Exercise brief:
Scan the data below for the string "this". Copy every line where it appears.

[Data listing]
_____
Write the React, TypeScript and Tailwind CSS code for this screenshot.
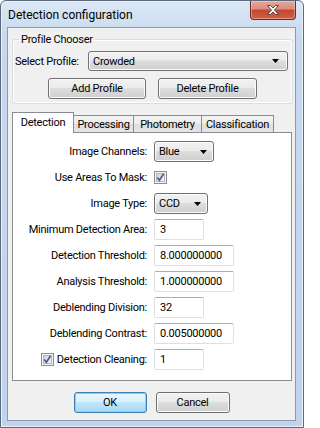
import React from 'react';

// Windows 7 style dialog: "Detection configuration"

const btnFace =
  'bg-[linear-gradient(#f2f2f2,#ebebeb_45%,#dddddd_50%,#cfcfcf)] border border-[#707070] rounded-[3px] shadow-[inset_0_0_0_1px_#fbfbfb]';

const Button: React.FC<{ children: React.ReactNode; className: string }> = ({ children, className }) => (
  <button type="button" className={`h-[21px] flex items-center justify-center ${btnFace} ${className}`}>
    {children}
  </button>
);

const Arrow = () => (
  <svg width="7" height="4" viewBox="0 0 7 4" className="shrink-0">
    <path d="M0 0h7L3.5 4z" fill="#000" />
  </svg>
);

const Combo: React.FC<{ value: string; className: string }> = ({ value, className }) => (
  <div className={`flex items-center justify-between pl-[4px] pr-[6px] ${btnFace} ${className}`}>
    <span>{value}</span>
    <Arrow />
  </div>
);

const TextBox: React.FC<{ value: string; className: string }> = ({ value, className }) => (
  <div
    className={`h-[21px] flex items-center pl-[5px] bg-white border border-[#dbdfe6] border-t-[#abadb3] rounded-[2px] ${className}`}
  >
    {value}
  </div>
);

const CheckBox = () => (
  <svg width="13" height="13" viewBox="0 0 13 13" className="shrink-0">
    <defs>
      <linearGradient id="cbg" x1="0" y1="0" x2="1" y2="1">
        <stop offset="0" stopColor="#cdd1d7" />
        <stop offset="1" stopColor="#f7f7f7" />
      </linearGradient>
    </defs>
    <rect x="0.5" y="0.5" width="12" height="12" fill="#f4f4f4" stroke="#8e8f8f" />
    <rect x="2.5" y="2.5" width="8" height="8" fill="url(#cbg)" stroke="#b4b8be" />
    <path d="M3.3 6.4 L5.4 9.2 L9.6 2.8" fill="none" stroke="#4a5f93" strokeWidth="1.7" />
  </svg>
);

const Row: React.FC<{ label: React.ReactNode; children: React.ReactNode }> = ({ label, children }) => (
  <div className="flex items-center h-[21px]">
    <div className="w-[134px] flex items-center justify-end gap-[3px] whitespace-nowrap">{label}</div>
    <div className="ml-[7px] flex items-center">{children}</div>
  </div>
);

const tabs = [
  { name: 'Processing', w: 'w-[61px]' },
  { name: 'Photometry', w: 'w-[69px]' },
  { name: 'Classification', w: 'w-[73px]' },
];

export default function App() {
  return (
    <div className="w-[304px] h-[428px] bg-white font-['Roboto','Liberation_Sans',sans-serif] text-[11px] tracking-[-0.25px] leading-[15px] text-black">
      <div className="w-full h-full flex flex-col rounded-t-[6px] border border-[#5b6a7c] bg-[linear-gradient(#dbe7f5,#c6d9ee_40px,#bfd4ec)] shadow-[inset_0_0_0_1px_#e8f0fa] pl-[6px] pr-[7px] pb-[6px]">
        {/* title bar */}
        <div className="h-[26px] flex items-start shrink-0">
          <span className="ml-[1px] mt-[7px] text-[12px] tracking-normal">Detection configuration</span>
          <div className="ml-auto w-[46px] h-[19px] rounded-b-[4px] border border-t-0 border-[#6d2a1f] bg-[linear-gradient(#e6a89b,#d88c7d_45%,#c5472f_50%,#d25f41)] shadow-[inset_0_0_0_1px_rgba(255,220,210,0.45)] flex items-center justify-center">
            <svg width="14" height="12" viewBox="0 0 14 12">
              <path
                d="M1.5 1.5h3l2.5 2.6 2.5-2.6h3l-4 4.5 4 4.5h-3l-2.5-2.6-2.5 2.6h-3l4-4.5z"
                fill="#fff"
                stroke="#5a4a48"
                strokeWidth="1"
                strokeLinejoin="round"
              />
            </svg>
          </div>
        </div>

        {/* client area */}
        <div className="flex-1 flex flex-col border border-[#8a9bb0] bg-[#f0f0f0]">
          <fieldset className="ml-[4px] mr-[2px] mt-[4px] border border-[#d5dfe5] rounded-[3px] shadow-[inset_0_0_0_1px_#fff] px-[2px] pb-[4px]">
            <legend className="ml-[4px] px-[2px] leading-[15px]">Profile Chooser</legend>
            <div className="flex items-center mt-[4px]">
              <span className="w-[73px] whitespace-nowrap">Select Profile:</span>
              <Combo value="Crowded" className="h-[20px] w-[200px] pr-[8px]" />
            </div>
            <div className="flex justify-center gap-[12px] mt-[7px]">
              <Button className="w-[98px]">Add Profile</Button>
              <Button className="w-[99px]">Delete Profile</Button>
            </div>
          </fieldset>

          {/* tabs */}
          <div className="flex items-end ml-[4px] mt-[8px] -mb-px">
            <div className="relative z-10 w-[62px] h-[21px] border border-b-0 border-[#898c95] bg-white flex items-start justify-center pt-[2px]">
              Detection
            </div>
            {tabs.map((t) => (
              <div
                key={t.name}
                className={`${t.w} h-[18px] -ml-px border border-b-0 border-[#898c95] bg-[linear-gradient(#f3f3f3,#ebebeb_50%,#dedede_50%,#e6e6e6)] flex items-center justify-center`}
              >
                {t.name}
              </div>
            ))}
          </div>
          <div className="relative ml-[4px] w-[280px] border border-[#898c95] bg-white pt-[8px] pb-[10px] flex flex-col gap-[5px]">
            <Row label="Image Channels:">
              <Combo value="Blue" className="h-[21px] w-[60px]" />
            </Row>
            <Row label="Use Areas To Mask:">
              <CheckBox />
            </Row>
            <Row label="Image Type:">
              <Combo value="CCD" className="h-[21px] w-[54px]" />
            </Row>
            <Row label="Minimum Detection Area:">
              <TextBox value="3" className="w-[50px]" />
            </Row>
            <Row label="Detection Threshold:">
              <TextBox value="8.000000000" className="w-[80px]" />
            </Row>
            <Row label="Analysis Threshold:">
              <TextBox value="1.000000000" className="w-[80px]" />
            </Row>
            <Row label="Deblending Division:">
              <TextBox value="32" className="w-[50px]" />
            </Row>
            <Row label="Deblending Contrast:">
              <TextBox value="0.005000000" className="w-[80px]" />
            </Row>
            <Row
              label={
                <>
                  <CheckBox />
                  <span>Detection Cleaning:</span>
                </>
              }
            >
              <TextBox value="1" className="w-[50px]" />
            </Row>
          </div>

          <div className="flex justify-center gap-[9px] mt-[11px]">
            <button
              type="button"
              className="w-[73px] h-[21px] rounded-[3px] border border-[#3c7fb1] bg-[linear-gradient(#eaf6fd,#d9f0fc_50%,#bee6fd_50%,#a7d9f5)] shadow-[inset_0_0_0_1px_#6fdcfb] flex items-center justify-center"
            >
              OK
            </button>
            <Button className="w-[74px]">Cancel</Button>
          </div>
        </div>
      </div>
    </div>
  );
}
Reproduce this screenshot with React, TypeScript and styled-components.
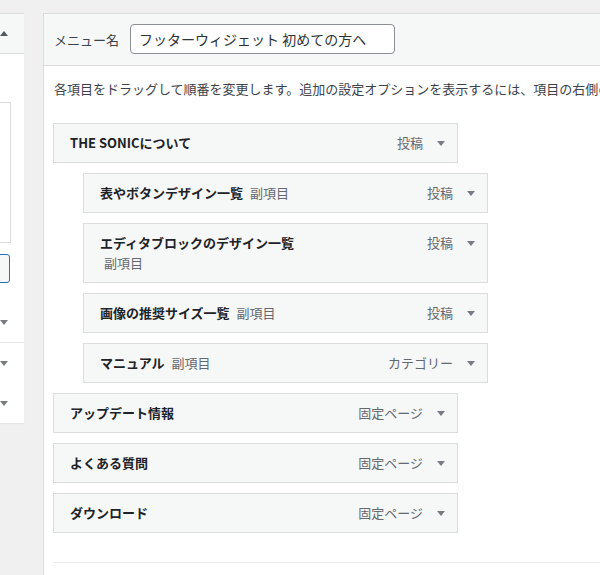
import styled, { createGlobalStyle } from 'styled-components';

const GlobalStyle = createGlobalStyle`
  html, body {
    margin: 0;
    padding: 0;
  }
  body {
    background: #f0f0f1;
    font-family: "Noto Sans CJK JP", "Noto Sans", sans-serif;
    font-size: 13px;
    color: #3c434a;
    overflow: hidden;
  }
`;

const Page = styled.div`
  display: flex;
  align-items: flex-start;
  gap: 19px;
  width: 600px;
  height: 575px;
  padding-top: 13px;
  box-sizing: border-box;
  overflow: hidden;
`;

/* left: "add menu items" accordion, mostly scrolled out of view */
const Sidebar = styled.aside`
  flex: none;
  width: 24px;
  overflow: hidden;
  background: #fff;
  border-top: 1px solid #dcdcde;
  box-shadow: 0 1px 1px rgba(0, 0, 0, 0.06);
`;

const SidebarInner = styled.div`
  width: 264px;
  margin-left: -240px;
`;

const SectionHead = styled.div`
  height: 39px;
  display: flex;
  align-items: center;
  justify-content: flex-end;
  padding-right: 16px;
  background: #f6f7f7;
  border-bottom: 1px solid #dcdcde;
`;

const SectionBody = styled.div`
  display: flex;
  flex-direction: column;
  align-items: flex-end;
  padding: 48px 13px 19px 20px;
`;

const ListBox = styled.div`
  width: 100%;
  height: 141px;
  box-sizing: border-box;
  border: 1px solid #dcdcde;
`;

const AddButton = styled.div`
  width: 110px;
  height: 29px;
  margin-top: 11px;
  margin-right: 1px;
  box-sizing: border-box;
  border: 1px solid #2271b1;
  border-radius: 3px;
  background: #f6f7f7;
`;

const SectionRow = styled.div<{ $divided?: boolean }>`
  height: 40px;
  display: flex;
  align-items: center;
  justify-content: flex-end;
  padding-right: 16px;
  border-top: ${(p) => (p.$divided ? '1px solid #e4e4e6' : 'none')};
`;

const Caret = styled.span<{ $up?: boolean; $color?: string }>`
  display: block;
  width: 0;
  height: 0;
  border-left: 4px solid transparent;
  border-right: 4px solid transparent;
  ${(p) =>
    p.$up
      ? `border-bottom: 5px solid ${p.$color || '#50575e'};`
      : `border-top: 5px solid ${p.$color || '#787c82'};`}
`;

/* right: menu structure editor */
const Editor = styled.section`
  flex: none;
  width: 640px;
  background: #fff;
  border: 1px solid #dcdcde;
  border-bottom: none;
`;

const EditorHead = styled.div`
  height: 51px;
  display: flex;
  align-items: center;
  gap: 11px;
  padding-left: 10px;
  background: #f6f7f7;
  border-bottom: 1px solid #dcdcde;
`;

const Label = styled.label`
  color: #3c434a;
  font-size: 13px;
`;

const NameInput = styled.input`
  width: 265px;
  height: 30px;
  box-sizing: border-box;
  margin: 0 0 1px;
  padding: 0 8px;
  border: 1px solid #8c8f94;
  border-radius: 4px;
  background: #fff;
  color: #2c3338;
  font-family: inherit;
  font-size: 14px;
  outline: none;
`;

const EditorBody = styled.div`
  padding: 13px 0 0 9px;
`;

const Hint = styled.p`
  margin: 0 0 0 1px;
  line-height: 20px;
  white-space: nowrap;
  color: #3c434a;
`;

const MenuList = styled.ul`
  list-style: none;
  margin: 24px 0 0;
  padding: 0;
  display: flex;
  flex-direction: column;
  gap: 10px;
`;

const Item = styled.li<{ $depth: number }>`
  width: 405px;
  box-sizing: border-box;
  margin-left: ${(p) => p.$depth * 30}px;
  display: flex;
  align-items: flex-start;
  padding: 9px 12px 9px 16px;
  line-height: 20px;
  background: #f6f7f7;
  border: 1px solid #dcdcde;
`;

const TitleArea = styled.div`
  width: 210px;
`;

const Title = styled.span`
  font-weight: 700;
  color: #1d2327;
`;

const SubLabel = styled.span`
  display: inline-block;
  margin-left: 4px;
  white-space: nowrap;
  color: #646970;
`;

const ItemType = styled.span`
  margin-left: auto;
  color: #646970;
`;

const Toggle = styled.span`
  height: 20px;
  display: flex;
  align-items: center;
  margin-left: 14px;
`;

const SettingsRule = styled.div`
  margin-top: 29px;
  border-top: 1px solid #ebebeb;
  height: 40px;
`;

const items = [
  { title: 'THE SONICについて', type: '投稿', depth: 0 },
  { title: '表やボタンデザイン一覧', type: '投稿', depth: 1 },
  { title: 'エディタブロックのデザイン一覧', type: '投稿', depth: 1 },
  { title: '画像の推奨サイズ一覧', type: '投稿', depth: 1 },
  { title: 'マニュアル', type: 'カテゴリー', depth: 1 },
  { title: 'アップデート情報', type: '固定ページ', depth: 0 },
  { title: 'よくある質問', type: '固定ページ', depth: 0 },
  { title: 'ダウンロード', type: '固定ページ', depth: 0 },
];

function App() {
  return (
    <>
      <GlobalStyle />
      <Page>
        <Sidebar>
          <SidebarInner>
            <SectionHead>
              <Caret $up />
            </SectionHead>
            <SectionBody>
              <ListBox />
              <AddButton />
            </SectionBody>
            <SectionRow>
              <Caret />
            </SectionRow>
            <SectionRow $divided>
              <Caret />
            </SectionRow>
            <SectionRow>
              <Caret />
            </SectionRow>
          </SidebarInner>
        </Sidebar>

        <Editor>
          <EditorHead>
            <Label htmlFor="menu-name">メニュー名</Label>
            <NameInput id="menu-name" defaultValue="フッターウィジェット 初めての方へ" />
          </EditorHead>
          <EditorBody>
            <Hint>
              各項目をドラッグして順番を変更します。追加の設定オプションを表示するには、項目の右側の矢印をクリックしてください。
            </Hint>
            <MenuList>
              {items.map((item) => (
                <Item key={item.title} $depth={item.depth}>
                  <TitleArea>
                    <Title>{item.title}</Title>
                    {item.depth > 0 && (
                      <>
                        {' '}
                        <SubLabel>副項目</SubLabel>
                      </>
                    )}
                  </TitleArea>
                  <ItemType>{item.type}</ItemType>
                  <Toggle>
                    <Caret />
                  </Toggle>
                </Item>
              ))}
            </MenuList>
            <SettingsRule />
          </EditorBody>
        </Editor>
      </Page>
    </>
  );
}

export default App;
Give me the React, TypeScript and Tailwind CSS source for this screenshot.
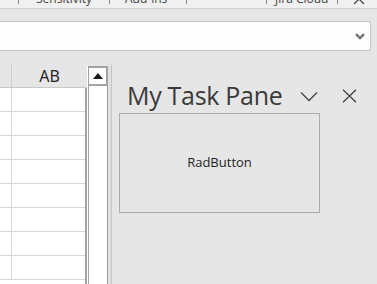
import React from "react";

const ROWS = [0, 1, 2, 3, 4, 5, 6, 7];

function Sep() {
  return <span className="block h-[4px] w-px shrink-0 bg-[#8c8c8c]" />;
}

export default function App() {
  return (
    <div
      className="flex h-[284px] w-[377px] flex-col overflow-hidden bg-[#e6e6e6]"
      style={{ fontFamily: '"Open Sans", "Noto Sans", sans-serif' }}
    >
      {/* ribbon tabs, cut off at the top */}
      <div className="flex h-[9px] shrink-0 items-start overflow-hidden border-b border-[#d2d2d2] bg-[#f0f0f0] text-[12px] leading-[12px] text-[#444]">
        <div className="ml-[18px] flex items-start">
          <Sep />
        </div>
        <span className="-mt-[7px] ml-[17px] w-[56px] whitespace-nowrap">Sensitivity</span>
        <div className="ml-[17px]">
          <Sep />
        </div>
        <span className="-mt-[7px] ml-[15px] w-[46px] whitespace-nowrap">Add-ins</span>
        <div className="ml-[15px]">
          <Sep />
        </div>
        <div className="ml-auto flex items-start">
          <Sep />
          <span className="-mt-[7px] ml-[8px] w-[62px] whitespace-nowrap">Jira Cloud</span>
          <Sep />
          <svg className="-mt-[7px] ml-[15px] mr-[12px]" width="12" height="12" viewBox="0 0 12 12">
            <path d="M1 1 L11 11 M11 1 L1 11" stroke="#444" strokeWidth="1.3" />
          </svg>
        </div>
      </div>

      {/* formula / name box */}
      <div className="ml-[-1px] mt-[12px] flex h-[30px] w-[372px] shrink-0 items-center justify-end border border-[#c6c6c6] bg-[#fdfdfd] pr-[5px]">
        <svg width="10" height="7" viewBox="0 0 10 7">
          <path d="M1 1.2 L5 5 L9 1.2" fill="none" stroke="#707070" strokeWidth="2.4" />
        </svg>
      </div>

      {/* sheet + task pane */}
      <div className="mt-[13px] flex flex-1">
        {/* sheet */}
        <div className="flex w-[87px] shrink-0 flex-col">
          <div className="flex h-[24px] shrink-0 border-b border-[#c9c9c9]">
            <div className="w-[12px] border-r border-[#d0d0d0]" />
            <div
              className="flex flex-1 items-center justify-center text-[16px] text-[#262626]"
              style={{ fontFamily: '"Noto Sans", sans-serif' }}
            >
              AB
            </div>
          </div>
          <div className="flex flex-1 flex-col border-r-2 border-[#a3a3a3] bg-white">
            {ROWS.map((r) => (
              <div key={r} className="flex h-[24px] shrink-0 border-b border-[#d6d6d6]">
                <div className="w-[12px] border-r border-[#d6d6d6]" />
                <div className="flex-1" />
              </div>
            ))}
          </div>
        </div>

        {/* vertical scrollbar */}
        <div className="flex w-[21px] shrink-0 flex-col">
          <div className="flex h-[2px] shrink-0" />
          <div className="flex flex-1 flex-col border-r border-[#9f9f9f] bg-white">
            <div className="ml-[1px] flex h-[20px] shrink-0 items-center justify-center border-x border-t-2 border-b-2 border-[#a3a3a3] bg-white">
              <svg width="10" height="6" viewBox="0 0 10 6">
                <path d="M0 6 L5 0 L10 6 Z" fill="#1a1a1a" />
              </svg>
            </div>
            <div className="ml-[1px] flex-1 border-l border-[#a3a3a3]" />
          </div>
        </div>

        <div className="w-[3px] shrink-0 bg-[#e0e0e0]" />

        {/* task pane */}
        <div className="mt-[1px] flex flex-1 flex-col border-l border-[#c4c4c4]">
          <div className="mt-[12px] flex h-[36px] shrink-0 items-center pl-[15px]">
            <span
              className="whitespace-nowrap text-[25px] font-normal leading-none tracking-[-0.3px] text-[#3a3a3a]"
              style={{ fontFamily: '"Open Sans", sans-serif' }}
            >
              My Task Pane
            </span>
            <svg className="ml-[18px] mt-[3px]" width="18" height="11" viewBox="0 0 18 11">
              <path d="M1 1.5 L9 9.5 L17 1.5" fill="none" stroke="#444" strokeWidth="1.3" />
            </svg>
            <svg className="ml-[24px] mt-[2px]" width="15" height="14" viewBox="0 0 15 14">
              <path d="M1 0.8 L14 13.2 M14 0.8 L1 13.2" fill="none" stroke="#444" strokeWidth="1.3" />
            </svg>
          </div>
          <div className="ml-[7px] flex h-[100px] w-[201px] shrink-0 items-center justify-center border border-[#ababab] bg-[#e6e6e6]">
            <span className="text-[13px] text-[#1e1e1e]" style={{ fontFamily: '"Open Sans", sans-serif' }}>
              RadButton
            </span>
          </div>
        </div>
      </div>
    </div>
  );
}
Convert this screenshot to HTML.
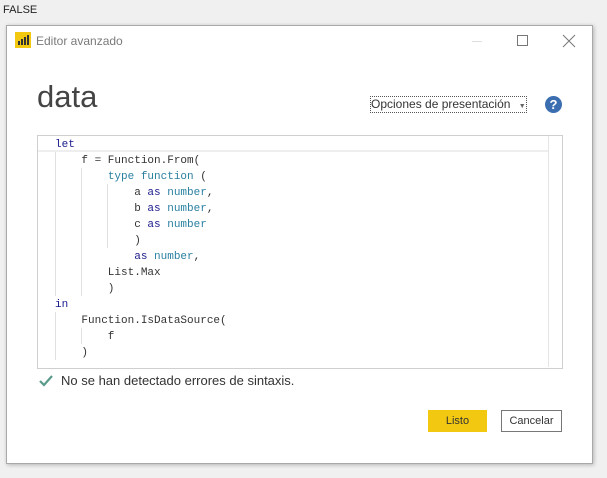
_____
Exercise answer:
Write the React, TypeScript and Tailwind CSS code for this screenshot.
Reproduce this screenshot with React, TypeScript and styled-components.
Give me the React, TypeScript and Tailwind CSS source for this screenshot.
Convert this screenshot to HTML.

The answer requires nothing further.